Gun control advocates are taking another stab at changing a state law that allows people to buy handguns and assault rifles without a background check from unlicensed dealers.
A similar bill got nowhere in the legislature last year, but chief sponsor Rep. Michael Paymar, DFL-St. Paul, said he hopes tweaks in the bill's language will satisfy the measure's opponents.
"It's a good bill, a simple one designed to keep dangerous guns out of the hands of dangerous people," Paymar said.
The bill would close the so-called "gun show/Internet loophole." It would prohibit private sales of pistols or assault weapons unless the buyer or seller was a federally licensed dealer, or used a licensed dealer to transfer the weapon. That includes sales at garage and estate sales and over the Internet, which are currently exempt from background checks.

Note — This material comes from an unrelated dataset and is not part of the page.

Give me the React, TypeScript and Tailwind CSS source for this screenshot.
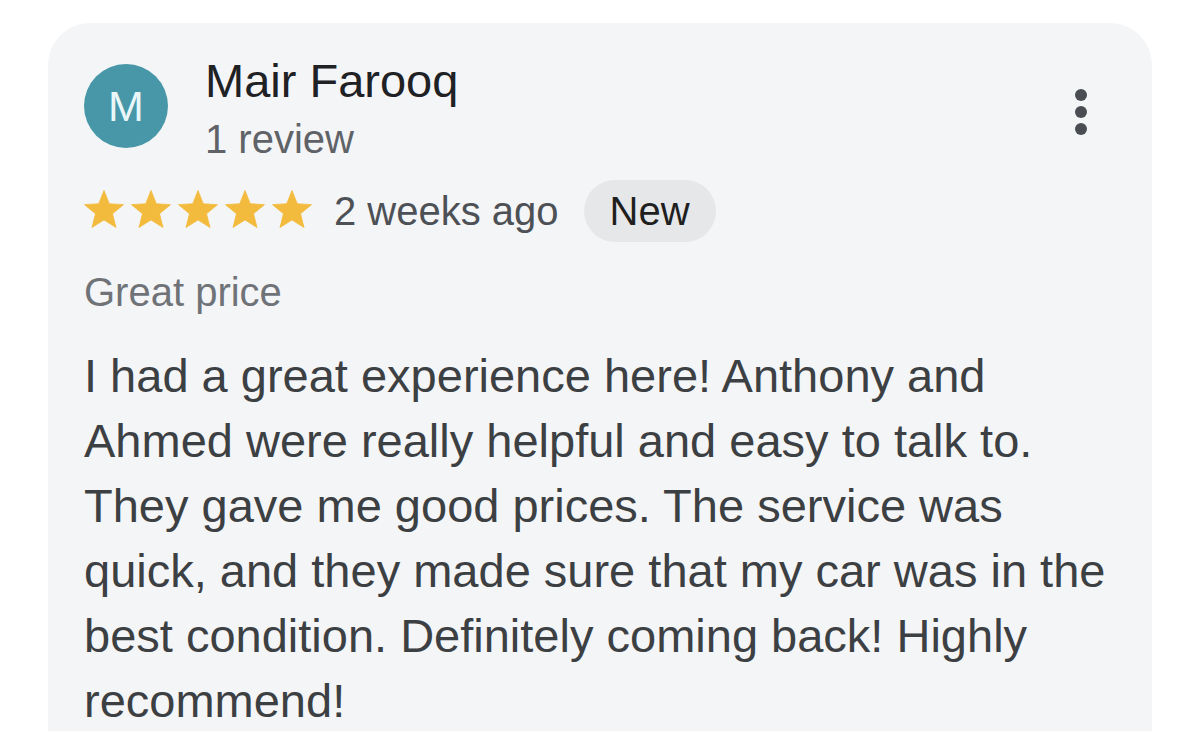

The bill is designed to block gun sales to convicted felons, people with a record of domestic abuse and those suffering from mental illness by requiring a background check that would reveal such people may not legally buy a gun, Paymar said.
Language in the bill that would have included private gun transactions between family members has been dropped from the legislation, he said.
The bill, which is to be introduced today, will be discussed at a news conference this afternoon held by Paymar, Citizens for a Safer Minnesota and the Peace Foundation of North Minneapolis.